Let’s not forget that an amplifier is little more than a dressed up, modified power supply. If you don’t think power quality and availability are a big deal in music playback, I have a book or two you might want to read.
The bass grunt on “Chain Reaction,” one of the few originals on Quarantine Sessions, is no mirage — it’s just physics. The ML No. 536 monos have the capacity to send my 4 Ohm Dunlavy SC-III speakers nearly 800 watts of power (ok, I’d maybe need a bigger Power Plant for full output), and they’re making the thin, imaging specialists sound a little more like their big Dunlavy brethren.
Actually, a swift Googling of my reference speakers shows a range of opinions from “they are bass light” all the way to “terrible for bass”, and on and on. Ha! If you keep reading, you find the majority of these opinion spouters power the SC-III sleepers with terrible electronics. Receivers from the ‘90s, cheap Class D amps, you name it.
If only some of them would be bold enough to try a modern $30,000 pair of regenerator-powered monoblocks on the nearly 30-year-old pair of time coherent speakers from Dunlavy. Oh, well.
I'm kidding, obviously, and I realize I’m in a unique position to try things like this, and write about it. The results are just incredible. Without my subwoofers on, the SC-IIIs DO have bass — great bass from a usually somewhat demure 7” driver. But all this talk about bass and current ability kind of overshadows the amplifiers’ natural holographic skills. Dunlavys (mine being of WMTMW design) are known to cast a huge portrait of sound that is super engaging, and it seems if there is ever an amplifier to help them do that right, it’s the No. 536 from Mark Levinson.
Hanging in space
It occurred to me that this reference pair of amplifiers has a job that can be considered more demanding than most other amplifiers. They’ve got to be truly resolving (i.e. clearly showing the differences between recordings, which can go as far as sounding like a different amp on every recording) on the world’s most demanding loads — and I don’t just mean ones with low impedance dips.
At this price range and technology level in audio, the expectations are as demanding as the loads. The No. 536 amplifiers are typically paired with Wilsons, Vandersteens, Rockports and other mega speakers. And these are likely a fine-tuned-by-dealer setup, perhaps even graced by matching REL subwoofers which were also likely set up with help from experts.
In systems like these, the stakes are incredibly high. The No. 536 monos are up to the task, and they really could not care less about the connected equipment. Which is funny because extremely revealing speakers such as those I mentioned care very much about the quality of connected equipment and cabling. But you know, if speakers measured like electronics do (as some of Dunlavy’s designs were said to) everyone would get along a bit better in the system. Some gear is just touchier than other gear — what can you do.

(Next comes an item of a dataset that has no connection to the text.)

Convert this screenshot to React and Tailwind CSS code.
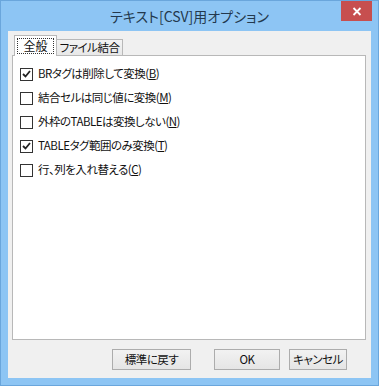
import React from "react";

const font = {
  fontFamily: '"Noto Sans CJK JP", "Noto Sans", sans-serif',
  fontFeatureSettings: '"palt"',
};

function Check({ checked }) {
  return (
    <div className="w-[13px] h-[13px] border border-[#333333] bg-white flex items-center justify-center shrink-0">
      {checked && (
        <svg width="9" height="8" viewBox="0 0 9 8">
          <path d="M1 4 L3.5 6.5 L8 1" fill="none" stroke="#222" strokeWidth="1.8" />
        </svg>
      )}
    </div>
  );
}

function Row({ checked, text, u }) {
  return (
    <div className="h-[24px] flex items-center gap-[5px] text-[11.5px] tracking-[-0.5px] text-[#111] whitespace-nowrap">
      <Check checked={checked} />
      <span className="leading-none">
        {text}(<span className="underline">{u}</span>)
      </span>
    </div>
  );
}

const btn =
  "h-[21px] border border-[#acacac] bg-gradient-to-b from-[#f2f2f2] to-[#e5e5e5] flex items-center justify-center text-[11.5px] tracking-[-0.5px] text-[#111] whitespace-nowrap";

export default function App() {
  return (
    <div style={font} className="w-[379px] h-[386px] bg-[#8dc5f4] border border-[#6aa6dc] flex flex-col px-[7px] pb-[7px] relative">
      <div className="h-[30px] flex items-center justify-center text-[14px] text-[#23384d] whitespace-nowrap">
        テキスト[CSV]用オプション
      </div>
      <div className="absolute top-0 right-[6px] w-[31px] h-[20px] bg-[#c74f4f] flex items-center justify-center">
        <svg width="10" height="9" viewBox="0 0 10 9">
          <path d="M1.5 1 L8.5 8 M8.5 1 L1.5 8" stroke="#fff" strokeWidth="1.8" />
        </svg>
      </div>
      <div className="flex-1 bg-[#f0f0f0] flex flex-col pt-[4px] pl-[4px] pr-[5px] pb-[8px]">
        <div className="flex items-end h-[20px] pl-[2px] relative z-10">
          <div className="w-[43px] h-[21px] bg-white border-l border-t border-r border-[#b8b8b8] flex items-center justify-center -mb-px">
            <div className="border border-dotted border-[#333] px-[5px] h-[16px] flex items-center text-[12px] text-[#111] whitespace-nowrap">
              全般
            </div>
          </div>
          <div className="w-[66px] h-[16px] bg-gradient-to-b from-[#f3f3f3] to-[#e8e8e8] border-t border-r border-[#b8b8b8] flex items-center justify-center text-[11.5px] tracking-[-0.5px] text-[#111] whitespace-nowrap">
            ファイル結合
          </div>
        </div>
        <div className="h-[285px] bg-white border border-[#b8b8b8] pt-[6px] pl-[7px] flex flex-col">
          <Row checked text="BRタグは削除して変換" u="B" />
          <Row text="結合セルは同じ値に変換" u="M" />
          <Row text="外枠のTABLEは変換しない" u="N" />
          <Row checked text="TABLEタグ範囲のみ変換" u="T" />
          <Row text="行、列を入れ替える" u="C" />
        </div>
        <div className="flex-1 flex items-end justify-end pr-[19px]">
          <div className={`${btn} w-[79px] mr-[23px]`}>標準に戻す</div>
          <div className={`${btn} w-[66px] mr-[9px]`}>OK</div>
          <div className={`${btn} w-[58px]`}>キャンセル</div>
        </div>
      </div>
    </div>
  );
}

Back to my system and the next album up, which features a duo of handpan drummers from Bristol, UK. I’m hearing subtle details in the soundstage that are new and thrilling, and I know these amps are cooking now. If you’re not familiar with the duo Hang Massive and their curiously shaped drums (also called “hang” drums), their incredible release from 2018 called Luminous Emptiness is a fitting introduction.

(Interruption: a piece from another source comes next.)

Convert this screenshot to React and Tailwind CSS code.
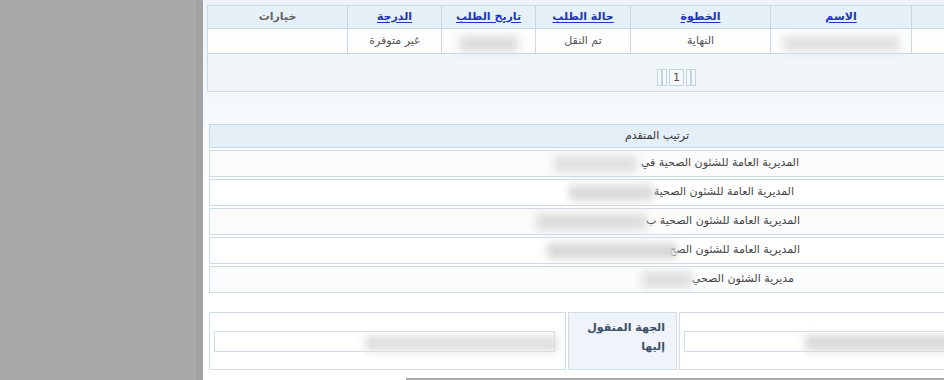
import React from "react";

const cellB = "border-l border-b border-[#c9d8e3]";

function HeadCell({ children, link = true }) {
  return (
    <div className={`h-[23px] ${cellB} bg-[#e6f0f8] flex items-center justify-center text-[11px] font-bold`}>
      {link ? (
        <a className="text-[#1c35c2] underline underline-offset-2 cursor-pointer">{children}</a>
      ) : (
        <span className="text-[#666]">{children}</span>
      )}
    </div>
  );
}

function BodyCell({ children }) {
  return (
    <div className={`h-[25px] ${cellB} bg-[#fdfdfd] flex items-center justify-center text-[11px] text-[#555]`}>
      {children}
    </div>
  );
}

export default function App() {
  return (
    <div className="w-[944px] h-[380px] flex overflow-hidden font-['DejaVu_Sans',sans-serif]">
      <div className="w-[196px] shrink-0 bg-[#a9a9a9]" />
      <div className="w-[7px] shrink-0 bg-[#a0a2a4]" />
      <div className="flex-1 min-w-0 overflow-hidden bg-[linear-gradient(to_bottom,#edf3f8_0px,#f4f8fb_100px,#fcfdfe_150px,#ffffff_200px)]">
        {/* Table */}
        <div dir="rtl" className="mt-[5px] ml-[4px] w-[939px] border-t border-r border-[#c9d8e3]">
          <div className="grid grid-cols-[234px_141px_140px_95px_94px_94px_140px]">
            <div className={`h-[23px] ${cellB} bg-[#e6f0f8]`} />
            <HeadCell>الاسم</HeadCell>
            <HeadCell>الخطوة</HeadCell>
            <HeadCell>حالة الطلب</HeadCell>
            <HeadCell>تاريخ الطلب</HeadCell>
            <HeadCell>الدرجة</HeadCell>
            <HeadCell link={false}>خيارات</HeadCell>

            <BodyCell />
            <BodyCell>
              <div className="w-[117px] h-[16px] mt-[5px] bg-[#e2e2e2] blur-[4px]" />
            </BodyCell>
            <BodyCell>النهاية</BodyCell>
            <BodyCell>تم النقل</BodyCell>
            <BodyCell>
              <div className="w-[58px] h-[16px] mt-[5px] bg-[#dcdcdc] blur-[4px]" />
            </BodyCell>
            <BodyCell>غير متوفرة</BodyCell>
            <BodyCell />

            <div className={`col-span-7 h-[38px] ${cellB} bg-[#f1f6fa] flex justify-center pt-[15px]`}>
              <div dir="ltr" className="flex h-[17px] items-stretch">
                <span className="w-[5px] border border-[#c5d3de] bg-[#f7fafc]" />
                <span className="w-[5px] border border-[#c5d3de] bg-[#f7fafc]" />
                <span className="ml-[2px] w-[15px] border border-[#c5d3de] bg-[#f7fafc] text-[11px] leading-[15px] text-center text-[#5b4c3a]">1</span>
                <span className="ml-[2px] w-[5px] border border-[#c5d3de] bg-[#f7fafc]" />
                <span className="w-[5px] border border-[#c5d3de] bg-[#f7fafc]" />
              </div>
            </div>
          </div>
        </div>

        {/* Applicant ranking */}
        <div dir="rtl" className="mt-[32px] ml-[6px] w-[918px] text-[11px]">
          <div className="h-[24px] border border-[#c6d8e5] bg-[#e4eff8] flex items-center pr-[437px] text-[#333]">
            ترتيب المتقدم
          </div>
          <div className="mt-[2px] flex flex-col gap-[2px] text-[#444]">
            <div className="h-[27px] border border-[#cddbe5] bg-[#fbfbfb] flex items-center pr-[327px]">
              <span>المديرية العامة للشئون الصحية في</span>
              <div className="mr-[4px] w-[83px] h-[16px] bg-[#e0e0e0] blur-[4px]" />
            </div>
            <div className="h-[27px] border border-[#cddbe5] bg-white flex items-center pr-[332px]">
              <span>المديرية العامة للشئون الصحية</span>
              <div className="w-[85px] h-[16px] bg-[#dadada] blur-[4px]" />
            </div>
            <div className="h-[27px] border border-[#cddbe5] bg-[#fbfbfb] flex items-center pr-[326px]">
              <span>المديرية العامة للشئون الصحية ب</span>
              <div className="w-[110px] h-[16px] bg-[#dcdcdc] blur-[4px]" />
            </div>
            <div className="h-[27px] border border-[#cddbe5] bg-white flex items-center pr-[326px]">
              <span>المديرية العامة للشئون الصح</span>
              <div className="-mr-[8px] w-[130px] h-[16px] bg-[#d8d8d8] blur-[4px]" />
            </div>
            <div className="h-[27px] border border-[#cddbe5] bg-[#fbfcfd] flex items-center pr-[332px]">
              <span>مديرية الشئون الصحي</span>
              <div className="w-[50px] h-[16px] bg-[#dedede] blur-[4px]" />
            </div>
          </div>
        </div>

        {/* Transfer destination */}
        <div className="mt-[19px] ml-[6px] flex h-[58px] gap-[2px]">
          <div className="w-[357px] shrink-0 border border-[#cfdde6] bg-white flex items-center pl-[4px]">
            <div dir="rtl" className="w-[341px] h-[21px] border border-[#cfdde6] bg-white flex items-center">
              <div className="-mr-[3px] mt-[4px] w-[192px] h-[15px] bg-[#dedede] blur-[4px]" />
            </div>
          </div>
          <div dir="rtl" className="w-[109px] shrink-0 border border-[#cfdde6] bg-[#eef4f9] flex items-start pt-[5px] pr-[11px] text-[11px] leading-[19px] font-bold text-[#3a4f66]">
            <span>الجهة المنقول<br />إليها</span>
          </div>
          <div className="w-[448px] shrink-0 border border-[#cfdde6] bg-white flex items-center pl-[4px]">
            <div className="w-[500px] h-[21px] border border-[#cfdde6] bg-white flex items-center">
              <div className="ml-[120px] mt-[4px] w-[200px] h-[16px] bg-[#dadada] blur-[4px]" />
            </div>
          </div>
        </div>

        <div className="mt-[8px] ml-[203px] w-[800px] h-[2px] bg-[#ababab]" />
      </div>
    </div>
  );
}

The recording’s got a wide, reverberant soundstage, and the rhythmic playing of the two drummers is often embellished or supported by surgical electronic effects. This makes the frequency balance extra wide and the dynamic range super large, and helps make the case for many of the album’s tunes to be added to my “demo tracks” playlist.
In the early tracks, like opener “End of Sky,” we enjoy a beautiful separation between the players in the soundstage, with the left-most player appearing well left of the left speaker. I also noticed that after certain vigorous individual hand strikes on the drums there is a metallic shimmer that’s created alongside the tones, and the No. 536 amps showcase this easily and without fanfare. The amount of resolution is really on display when you hear these sometimes dissonant overtones hanging in space as clearly as a fundamental, without any kind of highlighting or “mastering assistance” from the amps. Every tone feels right, whether it’s from the main tone or from the harmonics, which is a beautiful thing to witness.

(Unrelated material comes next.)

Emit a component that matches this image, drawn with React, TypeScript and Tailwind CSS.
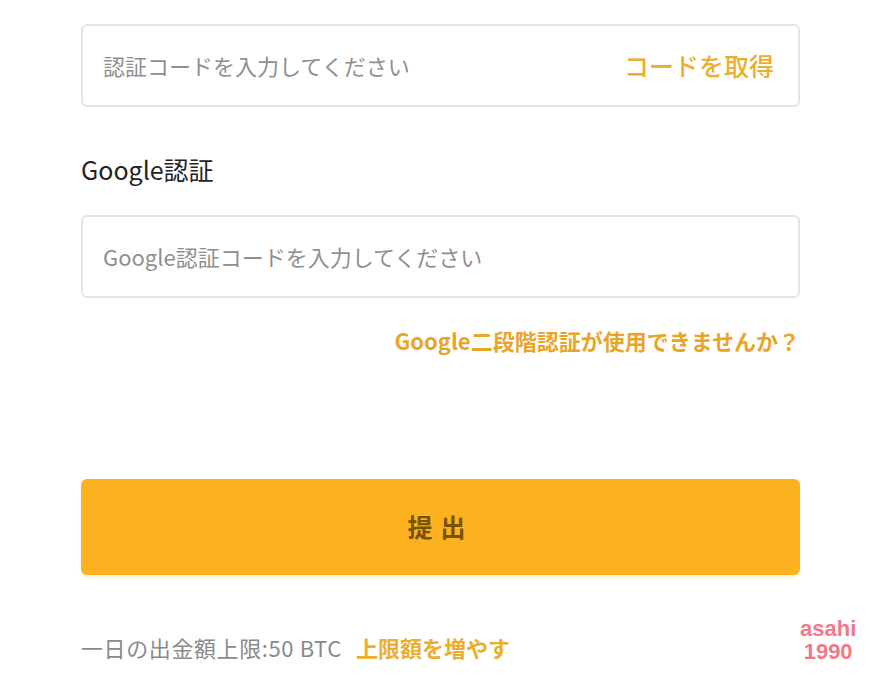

For being such strong brutes they are an incredibly sensitive and observant pair. This is what high bias Class A power can do for a big pair of reference speakers. And on mine, which admittedly have as gentle an impedance curve as you’ll find in this category of speaker, the No. 536 monoblocks have hardly broken a sweat.
This being The Music Room, we of course have bigger or more expensive speakers in stock with much more brutal impedance curves to test the Mark Levinson 536 mono amps, but I needed to hear these magical music makers on an extensively dialed-in reference system. In order to adequately share the kind of power and grace possible in these words and pages, I needed them at their best.
And at their best, they are in rare company in the Ultra-Fi, high-class-A-biased power amp landscape. They’ve got the goods to dance with the cream of the speaker crop. I appreciate the amps’ honesty and lack of coloration compared to some of their market competition, which can tend to sweeten things against the occasionally ruthless nature of the reference level of modern speaker makers.
Alright. I want to try one last song here before I have to hoof these monsters back to the office, and perhaps that’s just a flimsy excuse for me to share this killer track with you, or perhaps I’m delaying the inevitable back-breaking work of moving them, but the young Polish guitar whiz Marcin and his treatment on Beethoven’s “Moonlight Sonata” needed to be played through the No. 536 amps’ circuitry.
Anyone following along and listening to the music I reference will get the deal about this prodigy’s mind (and speaker)-bending production style immediately. I wanted to listen for three things: bass quantity/quality, image placement and coherence through the chaotic moments. The No. 536 amps performed flawlessly, and as I cranked the volume, I was trying to get past the Class A portion of the A/B amps’ range.
No dice, we’re still in Class A boys, and let’s shut it down before we break something. That’s what I was expecting from a pair of legitimately “Ultra-Fi” amps: grace, honesty and power under high pressure.
To any serious audiophiles who are looking to anchor their system on a rock solid foundation, the Mark Levinson No, 536 deserve as much attention as any power amplifier in this category. In the testing department of The Music Room, I’ve played with D’Agostinos, Soulutions, Boulders and CH Precisions. The No. 536 amps may not be as flashy or feature rich as some amps from those brands, but it belongs in this group as a foundational system centerpiece in the modern HiFi era.